Donald Trump mag sich nicht auf Buchanan berufen. Doch nicht nur habe Trump, wie der Politikwissenschaftler Hal Brands in einem Beitrag für „Foreign Affairs“ schreibt, ebenfalls erkannt, dass die Globalisierung zu weit gegangen sei, Trump verstehe zudem intuitiv, was viele liberale Internationalisten vergessen hätten: Ordnung ergibt sich aus Macht und kann ohne sie kaum bewahrt werden. Falsch liegt Trump nach Brands Ansicht mit dieser Wahrnehmung nicht. Gerade in einer Welt sich ausbreitender Autokratien „wäre eine Supermacht mit scharfen Ellbogen derzeit vielleicht nicht das Schlimmste“.

Scharfe Ellbogen zeigt die Supermacht auch in Wirtschaftsfragen mit Ankündigungen von Zöllen und gelegentlich raschen Widerrufen dieser Ankündigungen durch ihren hyperaktiven Vormann. Hinter diesen erratisch anmutenden Entscheidungen könnte sich gleichwohl ein von konservativen Denkfabriken entwickelter und von anderen Wissenschaftlern diskutierter Entwurf verbergen, der politische, militärische und wirtschaftliche Anforderungen auf eine umfassende Weise zusammenfasst, der in unbefangeneren Zeiten als eine „Grand Strategy“ bezeichnet worden wäre.

Die Macht des Dollars

Der Ausgangspunkt ist die These, dass in einer konfliktreicheren Welt die Vereinigten Staaten ihre Verteidigungsfähigkeit stärker auf die eigene Industrie stützen müssen. „Ohne Stahl hat man kein Land“, sagte Trump einmal. Der herbe Verlust von Industrie in den vergangenen Jahrzehnten wird diesbezüglich als ein Hindernis für die eigene Rüstungsproduktion verstanden. Erklärt wird der Verlust der Industrie allerdings nicht mit einem Mangel an internationaler Wettbewerbsfähigkeit, sondern als Ergebnis einer aus Sicht der Industrie schädlichen Überbewertung des Dollars, die sich zu einem Teil aus der Nachfrage globaler Anleger nach amerikanischen Staatsanleihen als sichere Kapitalanlage für die Welt ergibt.
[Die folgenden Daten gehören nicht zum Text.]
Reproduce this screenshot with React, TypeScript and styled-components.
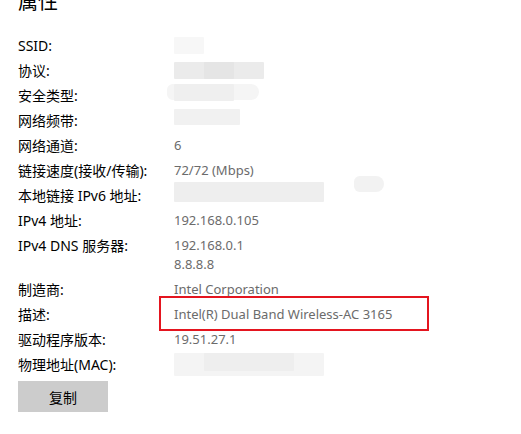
import React from "react";
import styled, { createGlobalStyle } from "styled-components";

const GlobalStyle = createGlobalStyle`
  html, body {
    margin: 0;
    padding: 0;
    background: #ffffff;
    overflow: hidden;
  }
  body {
    font-family: "Noto Sans", "Noto Sans CJK SC", sans-serif;
  }
`;

const Page = styled.div`
  width: 521px;
  height: 434px;
  padding: 0 0 0 18px;
  box-sizing: border-box;
  overflow: hidden;
`;

const Title = styled.h2`
  margin: -13px 0 21px 0;
  font-size: 20px;
  font-weight: 400;
  line-height: 28px;
  color: #000;
  font-family: "Noto Sans CJK SC", sans-serif;
`;

const Grid = styled.div`
  display: grid;
  grid-template-columns: 156px 1fr;
  row-gap: 6px;
  font-size: 13px;
  line-height: 19px;
`;

const Label = styled.div`
  color: #000;
  font-size: 14px;
  white-space: nowrap;
`;

const Value = styled.div`
  position: relative;
  color: #6b6b6b;
  white-space: nowrap;
`;

const Smudge = styled.div<{ w: number; h: number; x?: number; y?: number; tone?: string; round?: boolean }>`
  position: absolute;
  left: ${p => p.x ?? 0}px;
  top: ${p => p.y ?? 0}px;
  width: ${p => p.w}px;
  height: ${p => p.h}px;
  background: ${p => p.tone ?? "#efefef"};
  border-radius: ${p => (p.round ? "10px 14px 14px 10px" : "1px")};
`;

const Highlight = styled.div`
  position: absolute;
  left: -15px;
  top: -9px;
  width: 270px;
  height: 35px;
  border: 2px solid #e4151f;
  box-sizing: border-box;
  pointer-events: none;
`;

const CopyButton = styled.button`
  margin-top: 7px;
  width: 90px;
  height: 31px;
  border: none;
  background: #cccccc;
  color: #000;
  font-family: "Noto Sans CJK SC", sans-serif;
  font-size: 14px;
  padding: 0;
  cursor: pointer;
`;

export default function App() {
  return (
    <Page>
      <GlobalStyle />
      <Title>属性</Title>
      <Grid>
        <Label>SSID:</Label>
        <Value>
          <Smudge w={30} h={17} y={1} tone="#f7f7f7" />
          &nbsp;
        </Value>

        <Label>协议:</Label>
        <Value>
          <Smudge w={90} h={17} y={1} tone="#ebebeb" />
          <Smudge w={30} h={17} x={30} y={1} tone="#e5e5e5" />
          &nbsp;
        </Value>

        <Label>安全类型:</Label>
        <Value>
          <Smudge w={92} h={16} x={-7} y={-2} tone="#f5f5f5" round />
          <Smudge w={60} h={17} x={0} y={-2} tone="#efefef" />
          &nbsp;
        </Value>

        <Label>网络频带:</Label>
        <Value>
          <Smudge w={66} h={16} x={0} y={-2} tone="#f1f1f1" />
          &nbsp;
        </Value>

        <Label>网络通道:</Label>
        <Value>6</Value>

        <Label>链接速度(接收/传输):</Label>
        <Value>72/72 (Mbps)</Value>

        <Label>本地链接 IPv6 地址:</Label>
        <Value>
          <Smudge w={150} h={20} x={0} y={-4} tone="#eeeeee" />
          <Smudge w={30} h={16} x={180} y={-10} tone="#f2f2f2" round />
          &nbsp;
        </Value>

        <Label>IPv4 地址:</Label>
        <Value>192.168.0.105</Value>

        <Label>IPv4 DNS 服务器:</Label>
        <Value>
          192.168.0.1
          <br />
          8.8.8.8
        </Value>

        <Label>制造商:</Label>
        <Value>Intel Corporation</Value>

        <Label>描述:</Label>
        <Value>
          Intel(R) Dual Band Wireless-AC 3165
          <Highlight />
        </Value>

        <Label>驱动程序版本:</Label>
        <Value>19.51.27.1</Value>

        <Label>物理地址(MAC):</Label>
        <Value>
          <Smudge w={150} h={23} x={0} y={-2} tone="#f4f4f4" />
          <Smudge w={90} h={18} x={30} y={-2} tone="#eeeeee" />
          &nbsp;
        </Value>
      </Grid>
      <CopyButton>复制</CopyButton>
    </Page>
  );
}
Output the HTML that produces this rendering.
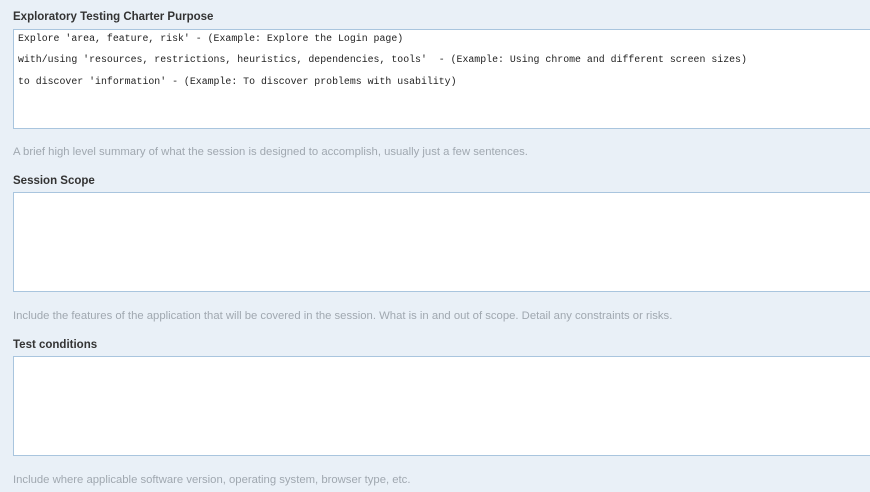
<!DOCTYPE html>
<html><head><style>
body{margin:0;width:870px;height:492px;background:#e9f0f7;overflow:hidden;font-family:"Liberation Sans",sans-serif}
.lab{position:absolute;left:13px;font-size:11.5px;font-weight:bold;color:#333}
.box{position:absolute;left:13px;width:870px;height:98px;background:#fff;border:1px solid #a9c5de}
.help{position:absolute;left:13px;font-size:11.3px;color:#a0a8b0}
.t{position:absolute;left:4px;font-family:"Liberation Mono",monospace;font-size:9.9px;color:#222;white-space:pre}
</style></head><body>
<div class="lab" style="top:11px">Exploratory Testing Charter Purpose</div>
<div class="box" style="top:29px">
<div class="t" style="top:3px">Explore 'area, feature, risk' - (Example: Explore the Login page)</div>
<div class="t" style="top:24px">with/using 'resources, restrictions, heuristics, dependencies, tools'  - (Example: Using chrome and different screen sizes)</div>
<div class="t" style="top:46px">to discover 'information' - (Example: To discover problems with usability)</div>
</div>
<div class="help" style="top:146px">A brief high level summary of what the session is designed to accomplish, usually just a few sentences.</div>
<div class="lab" style="top:175px">Session Scope</div>
<div class="box" style="top:192px"></div>
<div class="help" style="top:310px">Include the features of the application that will be covered in the session. What is in and out of scope. Detail any constraints or risks.</div>
<div class="lab" style="top:339px">Test conditions</div>
<div class="box" style="top:356px"></div>
<div class="help" style="top:474px">Include where applicable software version, operating system, browser type, etc.</div>
</body></html>
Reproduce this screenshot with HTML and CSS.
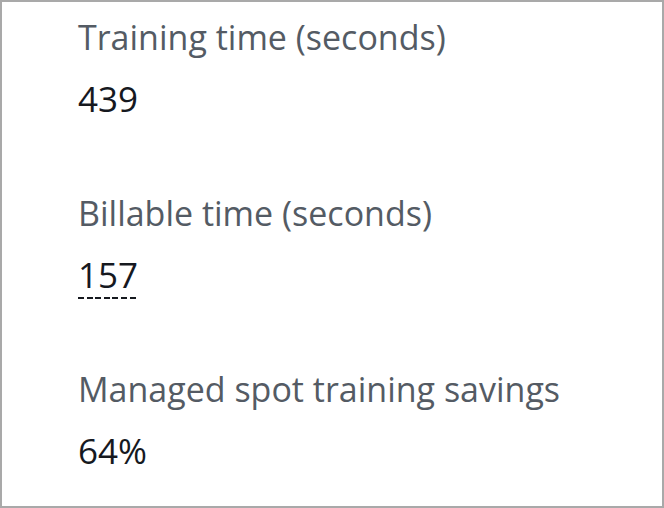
FILE: index.html
```html
<!DOCTYPE html>
<html>
<head>
<meta charset="utf-8">
<link rel="stylesheet" href="styles.css">
</head>
<body>
<div class="panel">
  <div class="kv">
    <div class="label">Training time (seconds)</div>
    <div class="value">439</div>
  </div>
  <div class="kv">
    <div class="label">Billable time (seconds)</div>
    <div class="value"><span class="dashed">157</span></div>
  </div>
  <div class="kv">
    <div class="label">Managed spot training savings</div>
    <div class="value">64%</div>
  </div>
</div>
</body>
</html>
```
FILE: styles.css
```css
html, body {
  margin: 0;
  padding: 0;
  background: #fff;
}
.panel {
  box-sizing: border-box;
  width: 664px;
  height: 508px;
  border: 2px solid #a9a9a9;
  padding: 13px 0 0 76px;
  display: flex;
  flex-direction: column;
  gap: 70px;
  font-family: "Open Sans", sans-serif;
  font-size: 34px;
  line-height: 44px;
}
.kv {
  display: flex;
  flex-direction: column;
  gap: 18px;
}
.label {
  color: #545b64;
}
.value {
  color: #16191f;
  font-size: 35px;
}
.dashed {
  padding-bottom: 1px;
  background-image: repeating-linear-gradient(90deg, #16191f 0 6px, transparent 6px 8.6px);
  background-size: 100% 2px;
  background-repeat: no-repeat;
  background-position: left bottom;
}
```
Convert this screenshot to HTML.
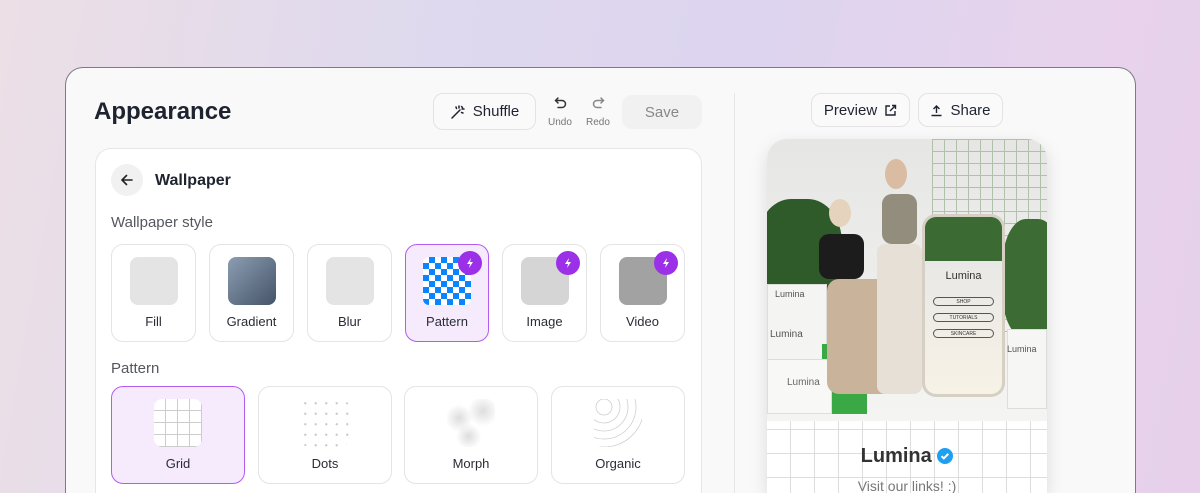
<!DOCTYPE html>
<html><head><meta charset="utf-8"><style>
*{box-sizing:border-box;margin:0;padding:0}
html,body{width:1200px;height:493px;overflow:hidden}
body{font-family:"Liberation Sans",sans-serif;background:linear-gradient(100deg,#ecdfe6 0%,#ded9ee 35%,#ddd4ef 60%,#e8d3ec 85%,#e6d0ea 100%);position:relative;color:#1e2330}
.card{position:absolute;left:65px;top:67px;width:1071px;height:426px;background:#f9f9f9;border:1px solid #7c7a84;border-bottom:none;border-radius:18px 18px 0 0}
.abs{position:absolute}
.btn{position:absolute;border:1px solid #e3e3e3;border-radius:10px;background:#fafafa;font-size:15px;display:flex;align-items:center;justify-content:center;gap:7px;color:#1e2330}
.panel{position:absolute;left:95px;top:148px;width:607px;height:345px;background:#fff;border:1px solid #e6e6e6;border-bottom:none;border-radius:16px 16px 0 0}
.tile{position:absolute;border:1px solid #e4e4e4;border-radius:12px;background:#fff}
.tile .th{position:absolute;top:12px;left:50%;margin-left:-24px;width:48px;height:48px;border-radius:8px}
.tile .lb{position:absolute;top:69px;width:100%;text-align:center;font-size:13px;color:#2a2d36}
.sel{background:#f6eafd;border-color:#b45cf0}
.bolt{position:absolute;top:6px;right:6px;width:24px;height:24px;border-radius:50%;background:#9b30e8;display:flex;align-items:center;justify-content:center}
.lbl{position:absolute;font-size:15px;color:#55575e}
</style></head><body>
<div class="card"></div>
<div class="abs" style="left:94px;top:98px;font-size:24px;font-weight:bold;color:#1e2330">Appearance</div>
<div class="btn" style="left:433px;top:93px;width:103px;height:37px">
<svg width="16" height="16" viewBox="0 0 16 16" fill="none" stroke="#1e2330" stroke-width="1.5" stroke-linecap="round"><path d="M2 14L10 6M9 2v2M12 5h2M11.5 2.5l1 1M6 3l.5 1.5M13 9l-1.5-.5"/></svg>Shuffle</div>
<svg class="abs" style="left:554px;top:96px" width="14" height="14" viewBox="0 0 14 14" fill="none" stroke="#333" stroke-width="1.5" stroke-linecap="round"><path d="M4 2L1.5 4.5 4 7M2 4.5h6a3.5 3.5 0 010 7H4"/></svg>
<div class="abs" style="left:548px;top:117px;font-size:10px;color:#777">Undo</div>
<svg class="abs" style="left:591px;top:96px" width="14" height="14" viewBox="0 0 14 14" fill="none" stroke="#888" stroke-width="1.5" stroke-linecap="round"><path d="M10 2l2.5 2.5L10 7M12 4.5H6a3.5 3.5 0 000 7h4"/></svg>
<div class="abs" style="left:586px;top:117px;font-size:10px;color:#777">Redo</div>
<div class="abs" style="left:622px;top:95px;width:80px;height:34px;border-radius:10px;background:#f1f1f1;color:#888;font-size:15px;display:flex;align-items:center;justify-content:center">Save</div>
<div class="abs" style="left:734px;top:93px;width:1px;height:400px;background:#e6e6e6"></div>

<div class="panel"></div>
<div class="abs" style="left:111px;top:164px;width:32px;height:32px;border-radius:50%;background:#f1f1f1;display:flex;align-items:center;justify-content:center"><svg width="14" height="14" viewBox="0 0 14 14" fill="none" stroke="#222" stroke-width="1.6" stroke-linecap="round"><path d="M12 7H2M6.5 2.5L2 7l4.5 4.5"/></svg></div>
<div class="abs" style="left:155px;top:172px;font-size:16px;font-weight:bold">Wallpaper</div>
<div class="lbl" style="left:111px;top:214px">Wallpaper style</div>

<div class="tile" style="left:111px;top:244px;width:85px;height:98px"><div class="th" style="background:#e4e4e4"></div><div class="lb">Fill</div></div>
<div class="tile" style="left:209px;top:244px;width:85px;height:98px"><div class="th" style="background:linear-gradient(135deg,#8c9db2,#455468)"></div><div class="lb">Gradient</div></div>
<div class="tile" style="left:307px;top:244px;width:85px;height:98px"><div class="th" style="background:#e4e4e4"></div><div class="lb">Blur</div></div>
<div class="tile sel" style="left:405px;top:244px;width:84px;height:98px"><div class="th" style="border-radius:6px;background-color:#fff;background-image:conic-gradient(#0a84ff 25%,#fff 25% 50%,#0a84ff 50% 75%,#fff 75%);background-size:12px 12px"></div><div class="lb">Pattern</div><div class="bolt"><svg width="12" height="12" viewBox="0 0 12 12"><path d="M7 1L3 7h3l-1 4 4-6H6z" fill="#fff"/></svg></div></div>
<div class="tile" style="left:502px;top:244px;width:85px;height:98px"><div class="th" style="background:#d5d5d5"></div><div class="lb">Image</div><div class="bolt"><svg width="12" height="12" viewBox="0 0 12 12"><path d="M7 1L3 7h3l-1 4 4-6H6z" fill="#fff"/></svg></div></div>
<div class="tile" style="left:600px;top:244px;width:85px;height:98px"><div class="th" style="background:#a2a2a2"></div><div class="lb">Video</div><div class="bolt"><svg width="12" height="12" viewBox="0 0 12 12"><path d="M7 1L3 7h3l-1 4 4-6H6z" fill="#fff"/></svg></div></div>

<div class="lbl" style="left:111px;top:360px">Pattern</div>
<div class="tile sel" style="left:111px;top:386px;width:134px;height:98px"><div class="th" style="background-color:#fff;background-image:linear-gradient(#ccc 1px,transparent 1px),linear-gradient(90deg,#ccc 1px,transparent 1px);background-size:12px 12px;background-position:-1px -1px"></div><div class="lb">Grid</div></div>
<div class="tile" style="left:258px;top:386px;width:134px;height:98px"><div class="th" style="background-image:radial-gradient(#ccc 1px,transparent 1.3px);background-size:10.5px 10.5px;background-position:-1px -1px"></div><div class="lb">Dots</div></div>
<div class="tile" style="left:404px;top:386px;width:134px;height:98px"><div class="th" style="background:radial-gradient(circle at 25% 40%,#ddd,transparent 30%),radial-gradient(circle at 75% 25%,#ddd,transparent 30%),radial-gradient(circle at 45% 78%,#ddd,transparent 28%)"></div><div class="lb">Morph</div></div>
<div class="tile" style="left:551px;top:386px;width:134px;height:98px"><svg class="th" viewBox="0 0 48 48" fill="none" stroke="#cfcfcf" stroke-width="0.8"><circle cx="10" cy="8" r="8"/><circle cx="10" cy="8" r="16"/><circle cx="10" cy="8" r="24"/><circle cx="10" cy="8" r="32"/><circle cx="10" cy="8" r="40"/></svg><div class="lb">Organic</div></div>

<div class="btn" style="left:811px;top:93px;width:99px;height:34px">Preview <svg width="13" height="13" viewBox="0 0 13 13" fill="none" stroke="#1e2330" stroke-width="1.4"><path d="M6 2H2v9h9V7M8 1.5h3.5V5M11.5 1.5L6 7"/></svg></div>
<div class="btn" style="left:918px;top:93px;width:85px;height:34px"><svg width="13" height="13" viewBox="0 0 13 13" fill="none" stroke="#1e2330" stroke-width="1.4"><path d="M6.5 9V2M3.5 5l3-3 3 3M1.5 11.5h10"/></svg>Share</div>

<div class="abs" style="left:767px;top:139px;width:280px;height:354px;border-radius:20px 20px 0 0;overflow:hidden;background:#fff;box-shadow:0 6px 18px rgba(0,0,0,.12)">
 <div class="abs" style="left:0;top:0;width:280px;height:282px;background:linear-gradient(#e6e6e4,#f4f4f2)"></div>
 <div class="abs" style="left:165px;top:0;width:115px;height:200px;background-image:linear-gradient(#9bb092 1px,transparent 1px),linear-gradient(90deg,#9bb092 1px,transparent 1px);background-size:12px 12px;opacity:.7"></div>
 <div class="abs" style="left:-10px;top:60px;width:85px;height:110px;border-radius:40%;background:#2f5a2a"></div>
 <div class="abs" style="left:235px;top:80px;width:60px;height:120px;border-radius:40%;background:#3c6b33"></div>
 <div class="abs" style="left:0;top:145px;width:60px;height:120px;background:#f4f4f2;border:1px solid #ddd"></div>
 <div class="abs" style="left:8px;top:150px;font-size:9px;color:#555">Lumina</div>
 <div class="abs" style="left:3px;top:190px;font-size:10px;color:#555">Lumina</div>
 <div class="abs" style="left:55px;top:205px;width:45px;height:70px;background:#3aa844"></div>
 <div class="abs" style="left:0;top:220px;width:65px;height:55px;background:#f8f8f6;border:1px solid #ddd"></div>
 <div class="abs" style="left:20px;top:238px;font-size:10px;color:#666">Lumina</div>
 <div class="abs" style="left:52px;top:95px;width:45px;height:45px;background:#1c1c1c;border-radius:10px"></div>
 <div class="abs" style="left:60px;top:140px;width:70px;height:115px;background:#c9b49b;border-radius:12px"></div>
 <div class="abs" style="left:62px;top:60px;width:22px;height:28px;background:#e5d3bd;border-radius:50%"></div>
 <div class="abs" style="left:115px;top:55px;width:35px;height:50px;background:#938d7d;border-radius:10px"></div>
 <div class="abs" style="left:110px;top:105px;width:45px;height:150px;background:#e6e0d6;border-radius:8px"></div>
 <div class="abs" style="left:118px;top:20px;width:22px;height:30px;background:#d9bca1;border-radius:50%"></div>
 <div class="abs" style="left:155px;top:75px;width:83px;height:183px;border-radius:14px;background:#d6cfc4;padding:3px">
  <div style="width:100%;height:100%;border-radius:11px;background:linear-gradient(#3b6a32 0,#3b6a32 25%,#e8e8e6 25%,#f7f2e6);position:relative;font-size:5px;color:#333;text-align:center">
   <div style="position:absolute;top:53px;width:100%;font-size:11px">Lumina</div>
   <div style="position:absolute;top:80px;left:8px;right:8px;height:9px;border:1px solid #555;border-radius:6px;line-height:8px">SHOP</div>
   <div style="position:absolute;top:96px;left:8px;right:8px;height:9px;border:1px solid #555;border-radius:6px;line-height:8px">TUTORIALS</div>
   <div style="position:absolute;top:112px;left:8px;right:8px;height:9px;border:1px solid #555;border-radius:6px;line-height:8px">SKINCARE</div>
  </div></div>
 <div class="abs" style="left:240px;top:190px;width:40px;height:80px;background:#f6f6f4;border:1px solid #ddd"></div>
 <div class="abs" style="left:240px;top:205px;font-size:9px;color:#555">Lumina</div>
 <div class="abs" style="left:0;top:282px;width:280px;height:72px;background-color:#fff;background-image:linear-gradient(#ddd 1px,transparent 1px),linear-gradient(90deg,#ddd 1px,transparent 1px);background-size:24px 24px;background-position:-1px 8px"></div>
 <div class="abs" style="left:0;top:306px;width:280px;text-align:center;font-size:20px;font-weight:bold;color:#333">Lumina <span style="display:inline-block;width:16px;height:16px;border-radius:50%;background:#1ea0f2;vertical-align:-2px;position:relative"><svg width="16" height="16" viewBox="0 0 16 16" style="position:absolute;left:0;top:0" fill="none" stroke="#fff" stroke-width="2"><path d="M4.5 8.2l2.3 2.2 4.5-4.6"/></svg></span></div>
 <div class="abs" style="left:0;top:339px;width:280px;text-align:center;font-size:14px;color:#777;height:15px;overflow:hidden">Visit our links! :)</div>
</div>
</body></html>
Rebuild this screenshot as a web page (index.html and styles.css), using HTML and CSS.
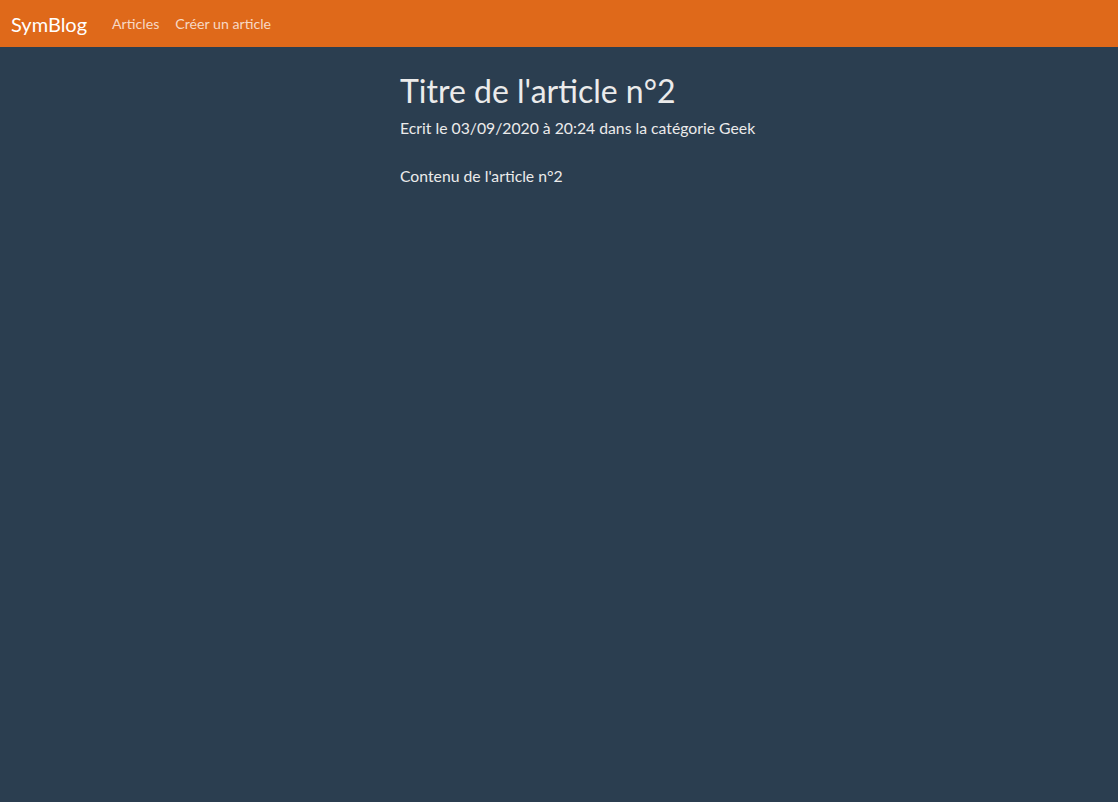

Auf die internationale Rolle des Dollars wollen die Vereinigten Staaten aber auch aus sicherheitspolitischen Gründen nicht verzichten. Weil er ihnen über die Dollar-Dominanz an den Kapitalmärkten der Welt Macht sichert. Und weil dies ermöglicht, den Dollar als Waffe etwa in Form von Wirtschaftssanktionen einzusetzen. Daraus entsteht für Washington ein Dilemma: Mit Blick auf die Industrie ist der Dollar zu stark – aber mit Blick auf den Kapitalmarkt darf er nicht zu schwach werden.

Druck machen mit Zöllen

Wirtschaftspolitische Handlungswege für eine solche Situation hat im November 2024 Stephen Miran ausgearbeitet. Miran arbeitete damals für das Finanzunternehmen Hudson Bay Capital; seit kurzer Zeit steht er dem ökonomischen Beratergremium des Präsidenten (Council of Economic Advisors) vor. „Im Gegensatz zu vielen Diskussionen an der Wall Street und in der Wissenschaft gibt es wirksame Instrumente, mit denen eine Regierung die Bedingungen des Außenhandels, den Wert der Währung und die Struktur der internationalen Wirtschaftsbeziehungen beeinflussen kann“, schrieb Miran im November. „Die Trump-Administration wird Handelspolitik wahrscheinlich zunehmend mit Sicherheitspolitik verknüpfen, indem sie die Bereitstellung von Währungsreserven und einen Sicherheitsschirm als miteinander verknüpft betrachtet und eine gemeinsame Lastenverteilung für beide Bereiche anstrebt.“

Aus der Perspektive des in den vergangenen Jahrzehnten geopolitisch in tiefen Schlummer gefallenen Deutschlands erscheint eine Verknüpfung von Wirtschafts- und Sicherheitspolitik wesensfremd. Für die „Grand Strategy“ einer Weltmacht ist sie eher geläufig; aber gewöhnlich ist ihre Umsetzung eher von Diplomatie begleitet als von Hieben mit einem Kantholz.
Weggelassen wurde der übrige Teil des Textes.